Persian beauty contest
Later, he starts thinking about Vashti and perhaps what he’s missing. He may have needed a good hug because his staff recommends a beauty contest. They say he’ll be able to pick a gorgeous substitute for Vashti—maybe even a younger model upgrade with shinier fenders.
He tries out a lot of contestants, spending a night with each one. But a Jewish orphan named Esther wins. She had what the king wanted. But it could sound like she cheated. She got a little help from a eunuch: “advice” (Esther 2:15).
Two men with egos
The cousin who raised her, Mordecai, refused to bow to the king’s top official, Haman, who hated him for it. Haman is such a poor excuse of a human that even today when Jews read this story aloud, they make noise when it’s time to drown out his name.
He’s a man who seemed to have it all: murderous influence and power, a fragile ego, and the bad timing of a bank robber with a flat tire.

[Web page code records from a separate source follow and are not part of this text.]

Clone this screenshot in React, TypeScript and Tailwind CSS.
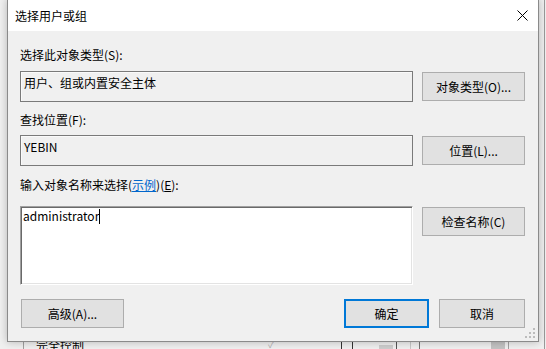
import React from "react";

const font = { fontFamily: '"Noto Sans CJK SC", "Noto Sans", sans-serif' };

function DlgButton({ children, primary = false }: { children: React.ReactNode; primary?: boolean }) {
  return (
    <button
      className={
        primary
          ? "w-full h-[29px] bg-[#e1e1e1] border-2 border-[#0078d7] text-[12px] text-black flex items-center justify-center"
          : "w-full h-[29px] bg-[#e1e1e1] border border-[#adadad] text-[12px] text-black flex items-center justify-center"
      }
    >
      {children}
    </button>
  );
}

function SizeGrip() {
  return (
    <svg width="10" height="10" viewBox="0 0 10 10" className="block">
      <rect x="8" y="0" width="2" height="2" fill="#bcbcbc" />
      <rect x="4" y="4" width="2" height="2" fill="#bcbcbc" />
      <rect x="8" y="4" width="2" height="2" fill="#bcbcbc" />
      <rect x="0" y="8" width="2" height="2" fill="#bcbcbc" />
      <rect x="4" y="8" width="2" height="2" fill="#bcbcbc" />
      <rect x="8" y="8" width="2" height="2" fill="#bcbcbc" />
    </svg>
  );
}

export default function App() {
  return (
    <div className="relative w-[546px] h-[349px] overflow-hidden bg-[#f0f0f0]" style={font}>
      {/* window behind the dialog */}
      <div className="absolute left-[23px] top-[300px] w-px h-[49px] bg-[#a0a0a0]" />
      <div className="absolute left-[36px] top-[337px] text-[12px] leading-[16px] text-black">完全控制</div>
      <div className="absolute left-[268px] top-[336px] text-[10px] text-[#b0b0b0]">✓</div>
      <div className="absolute left-[341px] top-[300px] w-px h-[49px] bg-[#333]" />
      <div className="absolute left-[352px] top-[300px] w-px h-[49px] bg-[#333]" />
      <div className="absolute left-[379px] top-[345px] w-[14px] h-[4px] bg-[#cdcdcd]" />
      <div className="absolute left-[396px] top-[300px] w-px h-[49px] bg-[#555]" />
      <div className="absolute left-[410px] top-[300px] w-px h-[49px] bg-[#c8c8c8]" />
      <div className="absolute left-[419px] top-[300px] w-px h-[49px] bg-[#777]" />
      <div className="absolute left-[491px] top-[341px] w-[14px] h-[8px] bg-[#c3c3c3]" />
      <div className="absolute left-[508px] top-[300px] w-px h-[49px] bg-[#a0a0a0]" />
      <div className="absolute left-[544px] top-0 w-px h-[349px] bg-[#9a9a9a]" />

      {/* dialog */}
      <div className="absolute left-[7px] top-[-1px] w-[532px] h-[343px] border border-[#8a8a8a] bg-[#f0f0f0] flex flex-col shadow-[0_0_8px_rgba(0,0,0,0.25)]">
        <div className="h-[31px] shrink-0 bg-white flex items-center justify-between pl-[7px] pr-[10px]">
          <span className="text-[12px] text-black">选择用户或组</span>
          <svg width="11" height="11" viewBox="0 0 11 11" className="block">
            <path d="M0.5 0.5 L10.5 10.5 M10.5 0.5 L0.5 10.5" stroke="#000" strokeWidth="1" />
          </svg>
        </div>

        <div className="relative flex-1 flex flex-col pl-[12px] pr-[13px] pt-[16px]">
          <div className="h-[16px] leading-[16px] text-[12px] text-black">选择此对象类型(S):</div>
          <div className="mt-[8px] flex items-center gap-[9px]">
            <div className="w-[393px] h-[31px] border border-[#7a7a7a] shadow-[inset_1px_1px_0_#fafafa] bg-[#f0f0f0] pl-[3px] pt-[3px] text-[12px] leading-[16px] text-black">
              用户、组或内置安全主体
            </div>
            <div className="w-[103px]">
              <DlgButton>对象类型(O)...</DlgButton>
            </div>
          </div>

          <div className="mt-[10px] h-[16px] leading-[16px] text-[12px] text-black">查找位置(F):</div>
          <div className="mt-[7px] flex items-center gap-[9px]">
            <div className="w-[393px] h-[31px] border border-[#7a7a7a] shadow-[inset_1px_1px_0_#fafafa] bg-[#f0f0f0] pl-[3px] pt-[3px] text-[12px] leading-[16px] text-black">
              YEBIN
            </div>
            <div className="w-[103px]">
              <DlgButton>位置(L)...</DlgButton>
            </div>
          </div>

          <div className="mt-[11px] h-[16px] leading-[16px] text-[12px] text-black">
            输入对象名称来选择(<span className="text-[#0066cc] underline">示例</span>)(<span className="underline">E</span>):
          </div>
          <div className="mt-[13px] flex items-start gap-[9px]">
            <div className="w-[393px] h-[79px] bg-white border border-t-[#a0a0a0] border-l-[#a0a0a0] border-b-white border-r-white shadow-[inset_1px_1px_0_#696969,inset_-1px_-1px_0_#e3e3e3] pl-[2px] pt-[1px] text-[12px] leading-[16px] text-black flex items-start">
              <span>administrator</span>
              <span className="inline-block w-px h-[15px] bg-black mt-[1px]" />
            </div>
            <div className="w-[103px] mt-[1px]">
              <DlgButton>检查名称(C)</DlgButton>
            </div>
          </div>

          <div className="mt-[14px] flex items-center">
            <div className="w-[103px] ml-[1px]">
              <DlgButton>高级(A)...</DlgButton>
            </div>
            <div className="flex-1" />
            <div className="w-[85px]">
              <DlgButton primary>确定</DlgButton>
            </div>
            <div className="w-[86px] ml-[10px]">
              <DlgButton>取消</DlgButton>
            </div>
          </div>

          <div className="absolute right-[3px] bottom-[3px]">
            <SizeGrip />
          </div>
        </div>
      </div>
    </div>
  );
}
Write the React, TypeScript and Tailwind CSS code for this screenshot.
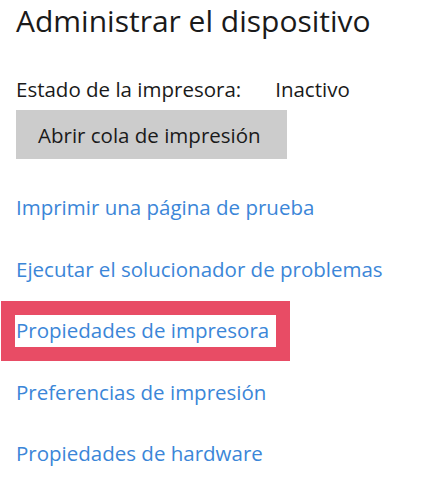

He plots to kill Mordecai and all Jews in the empire. With what could sound like a caricature of a bribe— one-third of a million tons of silver (Esther 3:9)—he convinces the king to decree the genocide and to schedule it. All the king seems to know about these people is what Haman told him: “there’s a group of people among us who follow their own laws instead of yours” (Esther 3:8).
Surprise, the queen is a Jew, too
Too bad Haman didn’t know Mordecai was a Jew who had recently saved the king from assassination, or that Queen Esther was Jew to the bone.
The pretty, young Esther asks her lover the king to please save her and her relatives from this mean man.
Xerxes can’t revoke his first decree. It’s apparently against Persian law. But he could and did make a new one, allowing Jews to defend themselves.
By the story’s end, Haman and his 10 sons are hung on stakes, possibly impaled, a Persian preference. The story wraps with Jews escaping the holocaust by fighting back and killing 75,000 enemies. Mordecai takes Haman’s job as Xerxes’ number one man.
That’s a happy ending for Jews and an ending for Haman.
Possibly history—in part or in full, some say:
“Writers preserved the stories about Mordecai and his achievements. They’re recorded in the History of the Kings Medes and Persians” (Esther 10:2). Still looking for that book.